GLOBAL - Allowing people to choose their own retirement fund is dangerous in a system where participants are not well informed, State Street Global Advisors group CIO Alan Brown argues.
Citing the findings of a paper titled Design Choices in Privatised Social Security Systems: Learning from the Swedish Experience, Brown suggests retirement is one area where people should be “saved from themselves”.
Privatisation of social security could well come back onto the political agenda in the US and other countries, Brown says. And the conclusions drawn in the paper are equally relevant to the design of defined contribution (DC) funds – the second pillar savings rout of choice in many countries – he adds.
The Australian government is introducing choice of fund in July 2005.
Under the Swedish system, people were given a choice of 456 funds.
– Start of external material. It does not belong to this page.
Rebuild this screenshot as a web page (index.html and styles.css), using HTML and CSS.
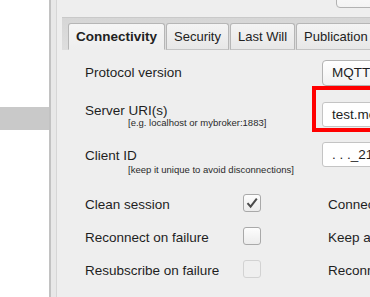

A default fund was offered to those who did not elect to make their own choice, but the Swedish government actively encouraged self selection.
Nearly 67% of participants chose their own portfolios but since the government stopped promoting self selection, nearly 92% of new joiners have since opted for the default, Brown notes.
However while the default fund performed well, the fund popular with the active choosers was up over 500% in the five years prior to choice and in the three years since has lost over two thirds of its value.
Brown argues well-intentioned plans to offer participants’ choice is leading to “perverse results” with “significant wealth consequences” for investors.
“Arguably, limited choice would provide for lower costs through very competitive bids from fund managers, and from significantly lower administrative costs,” Brown says.
“And arguably, for most participants who are relatively uninformed about investments, a default choice is likely to be superior to most portfolios that they might elect for themselves.
“For the minority who really could benefit from choice, they still can. They simply exercise that choice outside the second pillar savings system with their other investments.
“It seems almost heresy to argue for paternalism and against choice, but perhaps this is really one area which is so important that we should be saved from ourselves. After all we don’t get to prescribe our own medicines, perhaps we shouldn’t be selecting our own retirement fund choices either.”